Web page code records
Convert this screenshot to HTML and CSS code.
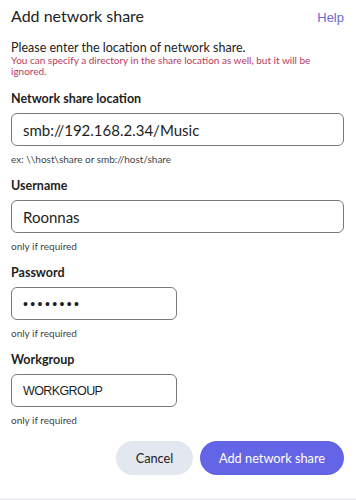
FILE: index.html
```html
<!DOCTYPE html>
<html>
<head>
<meta charset="utf-8">
<link rel="stylesheet" href="styles.css">
</head>
<body>
<div class="dialog">
  <div class="header">
    <h1 class="title">Add network share</h1>
    <a class="help">Help</a>
  </div>
  <p class="intro">Please enter the location of network share.</p>
  <p class="warn">You can specify a directory in the share location as well, but it will be ignored.</p>

  <div class="field">
    <label class="label">Network share location</label>
    <div class="input wide">smb://192.168.2.34/Music</div>
    <div class="hint">ex: \\host\share or smb://host/share</div>
  </div>

  <div class="field">
    <label class="label">Username</label>
    <div class="input wide">Roonnas</div>
    <div class="hint">only if required</div>
  </div>

  <div class="field">
    <label class="label">Password</label>
    <div class="input narrow dots">••••••••</div>
    <div class="hint">only if required</div>
  </div>

  <div class="field">
    <label class="label">Workgroup</label>
    <div class="input narrow arial">WORKGROUP</div>
    <div class="hint">only if required</div>
  </div>

  <div class="actions">
    <button class="btn cancel">Cancel</button>
    <button class="btn primary">Add network share</button>
  </div>
</div>
<div class="bottom-strip"></div>
</body>
</html>
```

FILE: styles.css
```css
html, body {
  margin: 0;
  padding: 0;
  background: #ffffff;
}
body {
  font-family: Lato, "Noto Sans", sans-serif;
  color: #222;
  width: 356px;
  height: 500px;
  position: relative;
  overflow: hidden;
}
.dialog {
  padding: 0 12px 0 11px;
}
.header {
  display: flex;
  justify-content: space-between;
  align-items: baseline;
  padding-top: 5px;
  height: 22px;
}
.title {
  margin: 0;
  font-size: 16px;
  font-weight: 400;
  line-height: 22px;
  color: #1e1e1e;
}
.help {
  font-family: "Liberation Sans", Arial, sans-serif;
  font-size: 13px;
  color: #6a6ad0;
}
.intro {
  margin: 12.7px 0 0;
  font-size: 12.5px;
  line-height: 15px;
  color: #222;
}
.warn {
  margin: 0;
  font-size: 10px;
  line-height: 11px;
  color: #b83a62;
}
.field {
  margin-top: 14.6px;
}
.field + .field {
  margin-top: 13px;
}
.label {
  display: block;
  font-weight: 700;
  font-size: 12.5px;
  line-height: 16px;
  color: #1e1e1e;
}
.input {
  margin-top: 6px;
  box-sizing: border-box;
  height: 33px;
  border: 1px solid #7a7a7a;
  border-radius: 6px;
  padding: 0 11px;
  display: flex;
  align-items: center;
  font-size: 15px;
  color: #1e1e1e;
}
.wide {
  width: 333px;
}
.narrow {
  width: 166px;
}
.dots {
  font-family: "Liberation Sans", Arial, sans-serif;
  font-size: 14px;
  letter-spacing: 2.4px;
}
.arial {
  font-family: "Liberation Sans", Arial, sans-serif;
  font-size: 12.5px;
  letter-spacing: -0.6px;
}
.hint {
  margin-top: 7px;
  font-size: 10px;
  line-height: 12px;
  color: #444;
}
.actions {
  display: flex;
  justify-content: flex-end;
  gap: 7px;
  margin-top: 15px;
  width: 333px;
}
.btn {
  height: 34px;
  border: none;
  border-radius: 17px;
  font-family: Lato, "Noto Sans", sans-serif;
  font-size: 12.75px;
  padding: 0;
}
.cancel {
  width: 77px;
  background: #e3e7ef;
  color: #222;
}
.primary {
  width: 144px;
  background: #6465e6;
  color: #ffffff;
}
.bottom-strip {
  position: absolute;
  left: 0;
  right: 0;
  bottom: 0;
  height: 2px;
  background: #f0f0f2;
}
```
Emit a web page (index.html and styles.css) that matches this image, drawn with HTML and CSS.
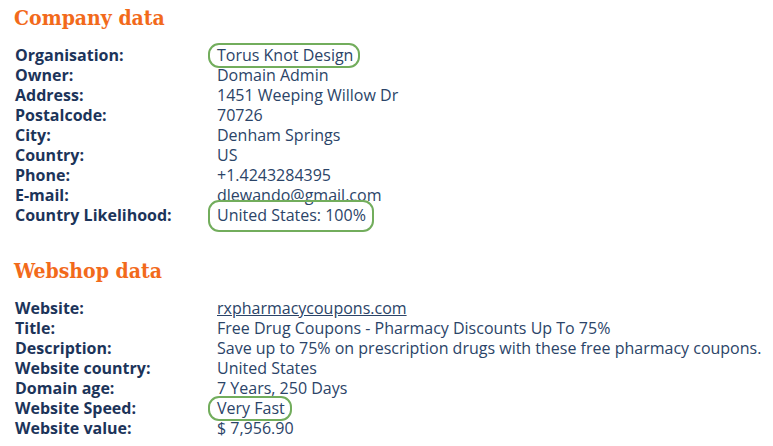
FILE: index.html
```html
<!DOCTYPE html>
<html>
<head>
<meta charset="utf-8">
<link rel="stylesheet" href="styles.css">
</head>
<body>
<section class="block">
  <h2 class="title">Company data</h2>
  <dl class="info">
    <dt>Organisation:</dt><dd><span class="mark mark-a">Torus Knot Design</span></dd>
    <dt>Owner:</dt><dd>Domain Admin</dd>
    <dt>Address:</dt><dd>1451 Weeping Willow Dr</dd>
    <dt>Postalcode:</dt><dd>70726</dd>
    <dt>City:</dt><dd>Denham Springs</dd>
    <dt>Country:</dt><dd>US</dd>
    <dt>Phone:</dt><dd>+1.4243284395</dd>
    <dt>E-mail:</dt><dd>dlewando@gmail.com</dd>
    <dt>Country Likelihood:</dt><dd><span class="mark mark-b">United States: 100%</span></dd>
  </dl>
</section>
<section class="block block-second">
  <h2 class="title">Webshop data</h2>
  <dl class="info">
    <dt>Website:</dt><dd><a class="link" href="#">rxpharmacycoupons.com</a></dd>
    <dt>Title:</dt><dd>Free Drug Coupons - Pharmacy Discounts Up To 75%</dd>
    <dt>Description:</dt><dd>Save up to 75% on prescription drugs with these free pharmacy coupons.</dd>
    <dt>Website country:</dt><dd>United States</dd>
    <dt>Domain age:</dt><dd>7 Years, 250 Days</dd>
    <dt>Website Speed:</dt><dd><span class="mark mark-a">Very Fast</span></dd>
    <dt>Website value:</dt><dd>$ 7,956.90</dd>
  </dl>
</section>
</body>
</html>
```

FILE: styles.css
```css
html, body {
  margin: 0;
  padding: 0;
  background: #ffffff;
}
body {
  padding: 4px 0 0 15px;
  font-family: "Open Sans", "Liberation Sans", sans-serif;
  font-size: 16px;
  line-height: 20px;
  color: #2b4468;
}
.block {
  display: flex;
  flex-direction: column;
}
.block-second {
  margin-top: 32px;
}
.title {
  margin: 0 0 0 -1px;
  font-family: "DejaVu Serif", serif;
  font-stretch: condensed;
  font-weight: bold;
  font-size: 21px;
  line-height: 28px;
  color: #f26a1b;
}
.info {
  display: grid;
  grid-template-columns: 202px 1fr;
  margin: 13px 0 0 0;
}
.info dt {
  font-weight: bold;
  color: #1c345a;
}
.info dd {
  margin: 0;
  white-space: nowrap;
}
.link {
  color: #2b4468;
  text-decoration: underline;
}
.mark {
  position: relative;
}
.mark::after {
  content: "";
  position: absolute;
  border: 2px solid #72ad5c;
  border-radius: 11px;
}
.mark-a::after {
  left: -9px;
  right: -7px;
  top: -1px;
  bottom: -2px;
}
.mark-b::after {
  left: -9px;
  right: -8px;
  top: -4px;
  bottom: -6px;
}
```
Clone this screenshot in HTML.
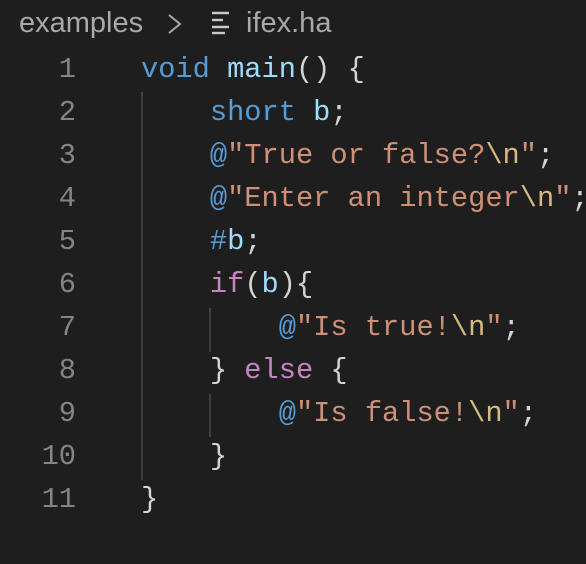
<!DOCTYPE html>
<html><head><style>
html,body{margin:0;padding:0;background:#1e1e1e;width:586px;height:556px;overflow:hidden}
.bc{position:absolute;top:4px;left:19px;font:29px "Liberation Sans",sans-serif;color:#a9a9a9;white-space:pre;line-height:38px}
.code{position:absolute;top:48px;left:0;font:28.7px "Liberation Mono",monospace;line-height:43px;white-space:pre;color:#d4d4d4}
.ln{position:absolute;left:0;width:76px;text-align:right;color:#858585}
.tx{position:absolute;left:141px}
.k{color:#569cd6}.f{color:#9cdcfe}.v{color:#9cdcfe}.s{color:#ce9178}.e{color:#d7ba7d}.c{color:#c586c0}
.g{position:absolute;width:2px;background:#404040}
</style></head><body>
<div class="bc">examples</div>
<svg style="position:absolute;left:166px;top:12px" width="18" height="24"><polyline points="3,3 14,12 3,21" fill="none" stroke="#a9a9a9" stroke-width="2"/></svg>
<svg style="position:absolute;left:210px;top:10px" width="22" height="26"><g stroke="#c8c8c8" stroke-width="2.4"><line x1="2" y1="3" x2="19" y2="3"/><line x1="2" y1="10" x2="13" y2="10"/><line x1="2" y1="17" x2="19" y2="17"/><line x1="2" y1="23" x2="15" y2="23"/></g></svg>
<div class="bc" style="left:246px">ifex.ha</div>
<div class="g" style="left:141px;top:92px;height:388px"></div>
<div class="g" style="left:209px;top:308px;height:44px"></div>
<div class="g" style="left:209px;top:394px;height:43px"></div>
<div class="code">
<div class="ln" style="top:0">1</div><div class="tx" style="top:0"><span class="k">void</span> <span class="f">main</span>() {</div>
<div class="ln" style="top:43px">2</div><div class="tx" style="top:43px">    <span class="k">short</span> <span class="v">b</span>;</div>
<div class="ln" style="top:86px">3</div><div class="tx" style="top:86px">    <span class="k">@</span><span class="s">"True or false?</span><span class="e">\n</span><span class="s">"</span>;</div>
<div class="ln" style="top:129px">4</div><div class="tx" style="top:129px">    <span class="k">@</span><span class="s">"Enter an integer</span><span class="e">\n</span><span class="s">"</span>;</div>
<div class="ln" style="top:172px">5</div><div class="tx" style="top:172px">    <span class="k">#</span><span class="v">b</span>;</div>
<div class="ln" style="top:215px">6</div><div class="tx" style="top:215px">    <span class="c">if</span>(<span class="v">b</span>){</div>
<div class="ln" style="top:258px">7</div><div class="tx" style="top:258px">        <span class="k">@</span><span class="s">"Is true!</span><span class="e">\n</span><span class="s">"</span>;</div>
<div class="ln" style="top:301px">8</div><div class="tx" style="top:301px">    } <span class="c">else</span> {</div>
<div class="ln" style="top:344px">9</div><div class="tx" style="top:344px">        <span class="k">@</span><span class="s">"Is false!</span><span class="e">\n</span><span class="s">"</span>;</div>
<div class="ln" style="top:387px">10</div><div class="tx" style="top:387px">    }</div>
<div class="ln" style="top:430px">11</div><div class="tx" style="top:430px">}</div>
</div>
</body></html>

• **Stated problem**
From the material above, gather all lines that include the string "with" and copy them.

• **Result of this exercise**
Emit a web page (index.html and styles.css) that matches this image, drawn with HTML and CSS.
    <dt>Description:</dt><dd>Save up to 75% on prescription drugs with these free pharmacy coupons.</dd>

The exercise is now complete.